Die Neo-Bank Radicant ist der grösste und kostenintensivste Hoffnungsträger im FinTech-Portfolio der Basellandschaftlichen Kantonalbank (BLKB).
Die BLKB hat in den letzten Jahren ihr FinTech-Engagement stark ausgebaut. Mit der Nachhaltigkeits-Tochter Radicant verbindet die BLKB hochfliegende Ziele. Um diese zu erreichen, hat die Bank bisher rund 70 Millionen Franken in das Startup investiert.
Radicant ist von Co-Gründer und CEO Anders Bally und seinem Team seit April 2021 entwickelt und aufgebaut worden, die Neo-Bank ist jedoch noch nicht aktiv im Markt. Radicant hat im Mai 2022 von der FINMA die Banklizenz erhalten, die BLKB-Tochter will sich als "erster nachhaltiger, kollaborativer und persönlicher Lebensbegleiter" in finanziellen Dingen im Markt positionieren.

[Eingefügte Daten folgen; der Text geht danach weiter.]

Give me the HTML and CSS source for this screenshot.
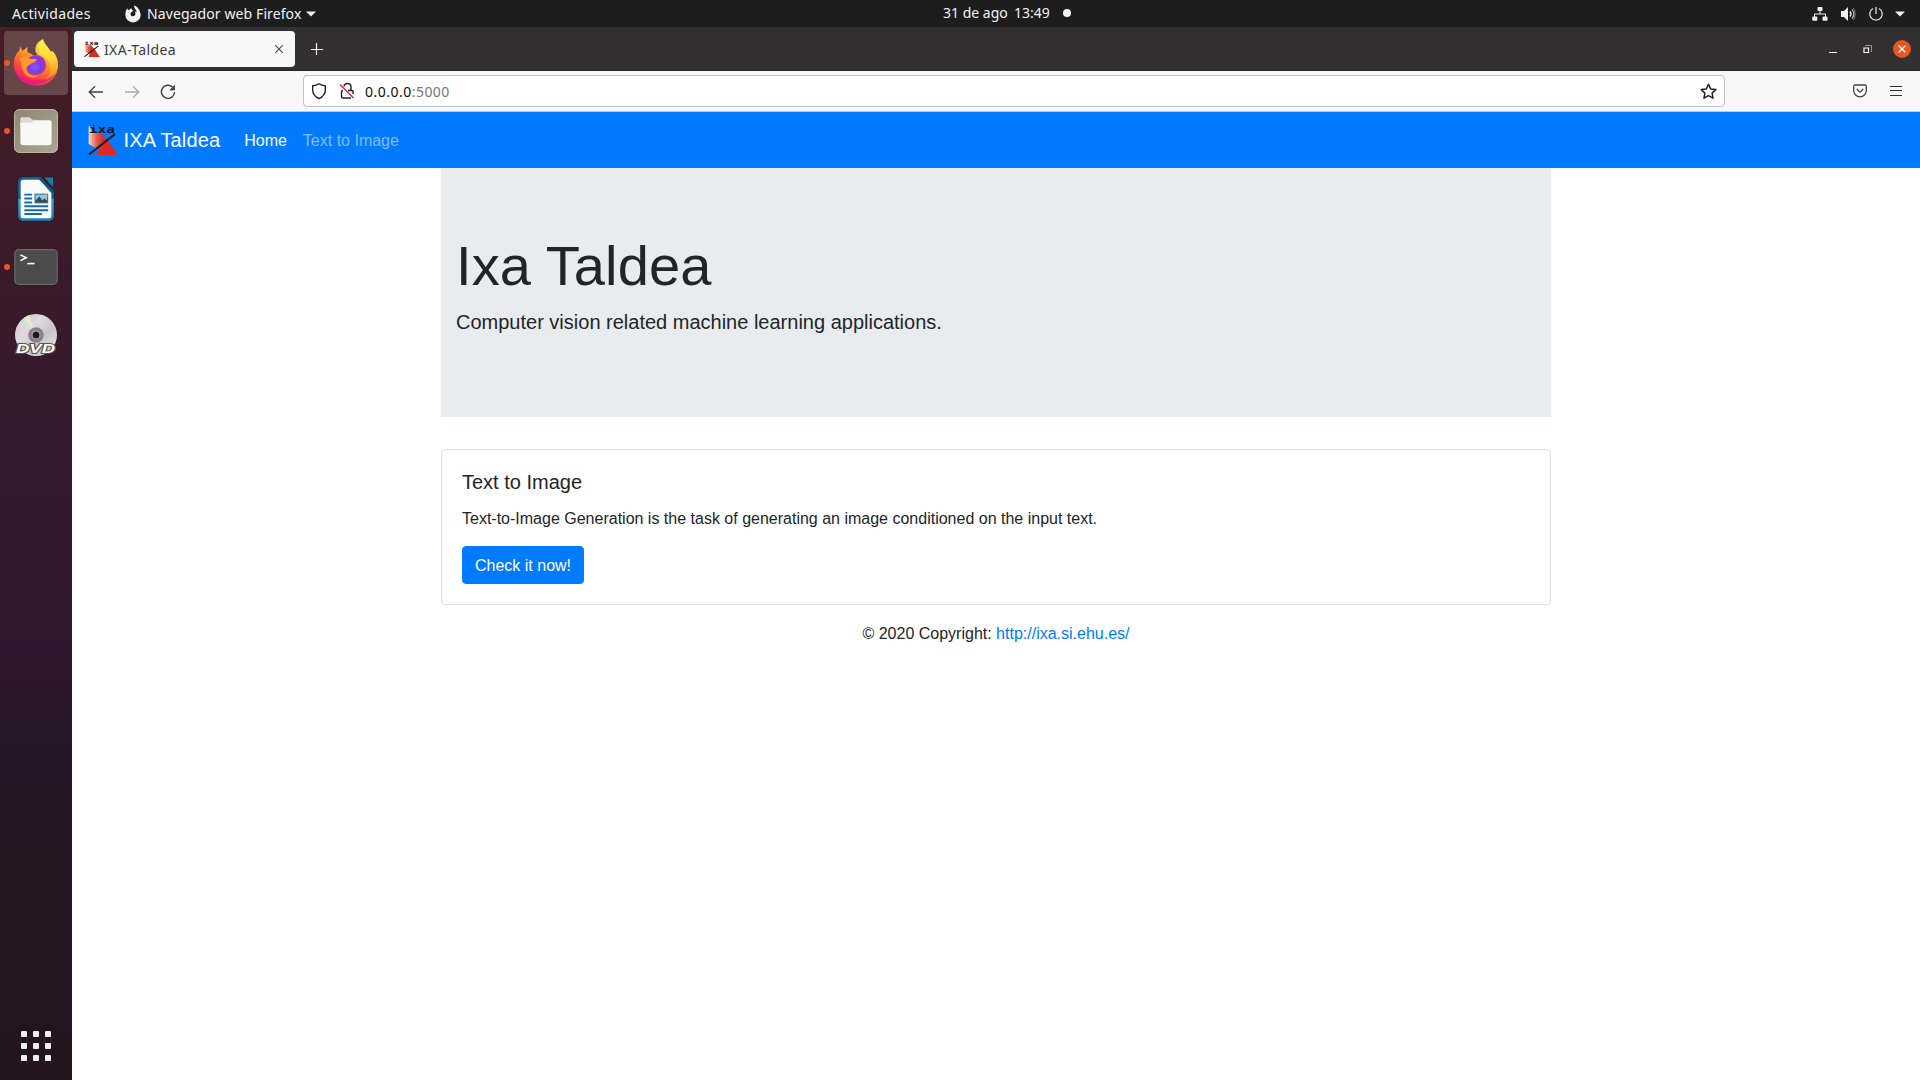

Der Verwaltungsrat der BLKB feuert den Radicant-CEO
Der Rauswurf von Anders Bally kommt überraschend, zumal der verschobene Markteintritt von Radicant nun Ende März 2023 bevorstehen soll. Den massgeblichen Initianten und Gestalter einen Monat vor dem Launch an die frische Luft zu setzen, könnte das verbleibende Team vor einige Probleme stellen.
Der Verwaltungsrat der BLKB hat mit sofortiger Wirkung einen CEO entlassen und zwei neue CEOs ernannt, ad interim und in Co-Leitung: Rouven Leuener, Chief Product Officer, und Roland Kläy, Chief Financial Officer. "Mit der Ernennung der neuen Co-Leitung ad interim", so die BLKB, "unterstreicht der Verwaltungsrat die Bedeutung dieser entscheidenden Phase".
Was sind die Gründe für den Rauswurf des CEOs?
Darüber kann nur spekuliert werden. Die BLKB selbst gibt an: "Aufgrund eines unterschiedlichen Führungs- und Kommunikationsverständnisses wurde er in seiner Funktion als CEO mit sofortiger Wirkung freigestellt." Anders Bally ist seit rund zwei Jahren am Ball, erstaunlich zumindest, dass dermassen gründsätzliche Differenzen erst einen Monat vor Martkeintritt auffallen.
Die BLKB ist Zusammenhang mit ihrer kostspieligen Neo-Banken-Tochter medial in den Fokus und politisch unter Druck geraten. Am 16. Februar 2023 ist ein kritischer Artikel in der BZ (Paywall) erschienen, welcher den Gegenwind verstärkt haben dürfte. Nach einem Bericht von Inside Paradeplatz vom 17. Februar 2023 hätte Bally seine Crew mit einer E-Mail auf die Widerstände und einen bevorstehenden "Shitstorm" eingeschworen und sich dabei offenbar im Ton vergriffen, was die Kritiker des Projekts betrifft.
Die von IP zitierten Passagen aus dieser E-Mail lesen sich allerdings nicht überaus grob. Bally schreibt zum Beispiel, dass "manche Politiker im Kanton, vor allem ältere, Schwierigkeiten hätten, die disruptiven Aspekte von Radicant zu verstehen". Deshalb wären "Deep Tech, Mobile First Banking, Wealth Management und andere Tech-Aspekte Konzepte, mit denen diese Politiker schwer zu assimilieren" wären.
Das klingt jetzt noch nicht nach Majestätsbeleidung, ist aber möglicherweise die falsche Tonlage für empfindsame Politikerohren. Ungehalten zeigt sich jedenfalls der Baselbieter Finanzdirektor Anton Lauber, der sich auf Anrage der BZ in derselben Zeitung zitieren lässt: «E-Mails solchen Inhalts sind schlicht nicht tolerierbar», es gebe «nichts zu entschuldigen». Wertschätzung und Respekt seien für die BLKB von «zentraler Bedeutung».
Sollte die BLKB Bally aufgrund seiner Aussagen und des politischen Drucks geopfert haben, wäre die Befriedigung der empörten Politiker möglicherweise kleiner im Verhältnis zum Schaden für Radicant. Immerhin hat man den prägenden Planer und Kapitän eines Schiffes im Trockendock über Bord geworfen – zu einem denkbar ungünstigen Zeitpunkt: gewissermassen fünf vor Stapellauf.
Wie auch immer, der CEO ist weg, Knall auf Fall, zwei Interims-CEOs übernehmen und Radicant will Ende März starten.